There are many reasons why people say they do not attend Mass anymore. Among the reasons they quote, one is their perceived hypocrisy of Catholics who worship faithfully. They accuse Catholics of being all talk and no action. Sometimes of course these accusations are unfair and reveal more about the mindset of the person making them than the Catholics they are attacking. Many times the person making this accusation is being self-righteous and sanctimonious, just like the young man in Dostoevsky’s novel who clearly sees through the hypocrisies in his society. Dostoevsky titled the work, “The idiot”.
But sometimes the accusations are spot on! Sadly, there are many Catholics who are very bold in what they say and what they do at mass and wear flashy religious items for people to see, but whose actions betray them to the point that people might say, “if that’s what being a Catholic is all about, I want no part of it!” As Catholics the worst thing we can do is be hypocritical. We cannot simply talk about how much we love God without actually doing it. Pope Francis is certainly showing us that in teaching us to be concerned about the needs of the poor and looking out for other people. Many times, though, the hypocritical situations have nothing to do with the social justice teachings that we lack but simply the courtesies and the common charity that are missing in our relationships with friends, coworkers, and family members. I am amazed sometimes when I watch what quarreling spouses will do to each other. These are people who once promised to love each other for the rest of their lives and for whom the other person is supposed to be the most important person in their lives, and the mean, vindictive, and downright cruel things that sometimes they’ll say and do to each other is deplorable. People who give a lot of money to poor people in foreign lands but who treat their loved ones like garbage are not fooling anyone. Others will see right through us and only see a phony.
We are hardly being a good example of Christ to others if we are not loving those around us and if we are not trying each and every day to be the best person we can be. To put it simply, our faith is not just for an hour on Sunday. We will impress no one by our prayer on Sunday if we forget about it on Monday.

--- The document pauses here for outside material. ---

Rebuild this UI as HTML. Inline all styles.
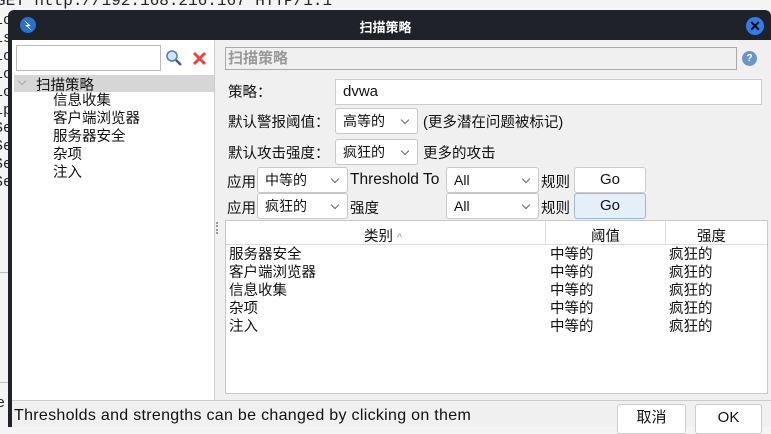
<!DOCTYPE html>
<html><head><meta charset="utf-8"><style>
*{box-sizing:border-box;margin:0;padding:0}
body{width:771px;height:427px;overflow:hidden;background:#f4f4f4;font-family:"Liberation Sans","Noto Sans CJK SC",sans-serif;font-size:14px;color:#111;position:relative}
.a{position:absolute}
.bg{font-family:"Liberation Mono",monospace;font-size:15px;color:#222;white-space:pre}
.sel{position:absolute;background:#fff;border:1px solid #c8c8c8;border-radius:3px;height:26px;line-height:24px;padding-left:7px;font-size:14px}
.sel:after{content:"";position:absolute;right:9px;top:8px;width:5px;height:5px;border-right:1px solid #666;border-bottom:1px solid #666;transform:rotate(45deg)}
.btn{position:absolute;background:#fff;border:1px solid #ccc;border-radius:3px;text-align:center;font-size:14px}
.lbl{position:absolute;font-size:14.5px;white-space:nowrap}
</style></head><body>
<div class="a bg" style="left:-4px;top:-8px;font-size:16px">GET http://192.168.216.167 HTTP/1.1</div>
<div class="a bg" style="left:-6px;top:12px;line-height:18px">lo
ls
lo
lo
lc
lp
Se
Se
Se
Se</div>
<div class="a" style="left:0;top:272px;width:8px;height:1px;background:#bbb"></div>
<div class="a" style="left:0;top:382px;width:8px;height:1px;background:#bbb"></div>
<div class="a bg" style="left:-4px;top:395px">e</div>
<div class="a" style="left:8px;top:10px;width:763px;height:417px;background:#1f2229;border-radius:6px 6px 0 0"></div>
<div class="a" style="left:20px;top:17px;width:16px;height:16px;border-radius:50%;background:#2a6fc9"></div>
<svg class="a" style="left:20px;top:17px" width="16" height="16"><path d="M4 3 L11 9 L8 9 L12 14 L5 8 L8 8 Z" fill="#fff"/></svg>
<div class="a" style="left:0;width:771px;top:17px;text-align:center;color:#fff;font-weight:bold;font-size:13px">扫描策略</div>
<div class="a" style="left:746px;top:17px;width:18px;height:18px;border-radius:50%;background:#2f7de8;color:#000;font-weight:bold;text-align:center;line-height:18px;font-size:14px">✕</div>
<div class="a" style="left:12px;top:40px;width:759px;height:387px;background:#f0f0f0"></div>
<div class="a" style="left:12px;top:40px;width:203px;height:360px;background:#fff;border-right:1px solid #ccc"></div>
<div class="a" style="left:16px;top:45px;width:145px;height:26px;border:1px solid #bbb;background:#fff"></div>
<svg class="a" style="left:165px;top:49px" width="18" height="18"><circle cx="7" cy="7" r="5" fill="#cfe4f7" stroke="#4a7fb8" stroke-width="1.5"/><path d="M11 11 L16 16" stroke="#3b5f8a" stroke-width="2.5"/></svg>
<svg class="a" style="left:192px;top:51px" width="15" height="15"><path d="M2 2 L13 13 M13 2 L2 13" stroke="#e8453c" stroke-width="3"/></svg>
<div class="a" style="left:14px;top:75px;width:200px;height:17px;background:#d6d6d6"></div>
<div class="a" style="left:19px;top:78px;width:6px;height:6px;border-right:1px solid #aaa;border-bottom:1px solid #aaa;transform:rotate(45deg)"></div>
<div class="lbl" style="left:36px;top:74px">扫描策略</div>
<div class="lbl" style="left:53px;top:92px;line-height:18px">信息收集<br>客户端浏览器<br>服务器安全<br>杂项<br>注入</div>
<div class="a" style="left:215px;top:40px;width:4px;height:360px;background:#f0f0f0"></div>
<div class="a" style="left:216px;top:222px;width:2px;height:12px;border-left:2px dotted #999"></div>
<div class="a" style="left:225px;top:47px;width:512px;height:23px;border:1px solid #aaa;background:#f0f0f0;color:#999;font-size:15px;padding-left:2px;line-height:21px;font-weight:bold">扫描策略</div>
<div class="a" style="left:742px;top:51px;width:15px;height:15px;border-radius:50%;background:#6b95c9;color:#fff;font-size:10px;text-align:center;line-height:15px;font-weight:bold">?</div>
<div class="lbl" style="left:228px;top:81px">策略：</div>
<div class="a" style="left:335px;top:79px;width:427px;height:26px;border:1px solid #ccc;background:#fff;padding-left:7px;line-height:24px;font-size:15px">dvwa</div>
<div class="lbl" style="left:228px;top:111px">默认警报阈值：</div>
<div class="sel" style="left:335px;top:108px;width:83px">高等的</div>
<div class="lbl" style="left:423px;top:111px">(更多潜在问题被标记)</div>
<div class="lbl" style="left:228px;top:142px">默认攻击强度：</div>
<div class="sel" style="left:335px;top:139px;width:83px">疯狂的</div>
<div class="lbl" style="left:423px;top:142px">更多的攻击</div>
<div class="lbl" style="left:227px;top:171px">应用</div>
<div class="sel" style="left:257px;top:167px;width:91px">中等的</div>
<div class="lbl" style="left:350px;top:171px;font-size:15.5px">Threshold To</div>
<div class="sel" style="left:446px;top:167px;width:93px">All</div>
<div class="lbl" style="left:541px;top:171px">规则</div>
<div class="btn" style="left:574px;top:167px;width:72px;height:26px;line-height:24px;font-size:15px">Go</div>
<div class="lbl" style="left:227px;top:197px">应用</div>
<div class="sel" style="left:257px;top:193px;width:91px">疯狂的</div>
<div class="lbl" style="left:350px;top:197px">强度</div>
<div class="sel" style="left:446px;top:193px;width:93px">All</div>
<div class="lbl" style="left:541px;top:197px">规则</div>
<div class="btn" style="left:574px;top:193px;width:72px;height:26px;line-height:24px;background:#e5eff9;border-color:#9fb7d1;font-size:15px">Go</div>
<div class="a" style="left:225px;top:220px;width:543px;height:174px;background:#fff;border:1px solid #c8c8c8"></div>
<div class="a" style="left:226px;top:221px;width:541px;height:24px;border-bottom:1px solid #ddd"></div>
<div class="a" style="left:545px;top:221px;width:1px;height:24px;background:#ddd"></div>
<div class="a" style="left:665px;top:221px;width:1px;height:24px;background:#ddd"></div>
<div class="lbl" style="left:364px;top:225px">类别 <span style="color:#999;font-size:11px">^</span></div>
<div class="lbl" style="left:591px;top:225px">阈值</div>
<div class="lbl" style="left:697px;top:225px">强度</div>
<div class="lbl" style="left:229px;top:246px;line-height:18px">服务器安全<br>客户端浏览器<br>信息收集<br>杂项<br>注入</div>
<div class="lbl" style="left:550px;top:246px;line-height:18px">中等的<br>中等的<br>中等的<br>中等的<br>中等的</div>
<div class="lbl" style="left:669px;top:246px;line-height:18px">疯狂的<br>疯狂的<br>疯狂的<br>疯狂的<br>疯狂的</div>
<div class="a" style="left:12px;top:400px;width:759px;height:1px;background:#ccc"></div>
<div class="lbl" style="left:14px;top:407px;font-size:16px;letter-spacing:0.3px">Thresholds and strengths can be changed by clicking on them</div>
<div class="btn" style="left:617px;top:404px;width:69px;height:30px;line-height:26px;font-size:15px">取消</div>
<div class="btn" style="left:695px;top:404px;width:67px;height:30px;line-height:26px;font-size:15px">OK</div>
</body></html>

Are we trying to live as intentional disciples of Jesus? Are we going about each and every day trying to be the people that Christ wants us to be? Are we intentionally working to be people who bring Christ to everyone we meet and who live the gospel each and every day, for whom faith is not merely a creed we follow but a way of life? If we are not actively and consciously working at this each and every day, then the clear answer to us is “no, it is not!” Honest people will forgive us our shortcomings and sins, but they will not forgive hypocrisy. The world doesn’t need a lot of hypocrites. The world doesn’t need a lot of people going around telling God how much they love him; the world needs people who tell God they love him and show it by their love for one another, whether it be the poor, people in foreign countries who are in need, or the people in our own families, our neighborhoods, our schools, and our workplaces. Christ’s love extends to everyone and no one is outside the reach of his love, especially those closest to us. If we wish to truly be effective Christians who lead many people to Christ, there is no escape from loving one another as Christ has loved us.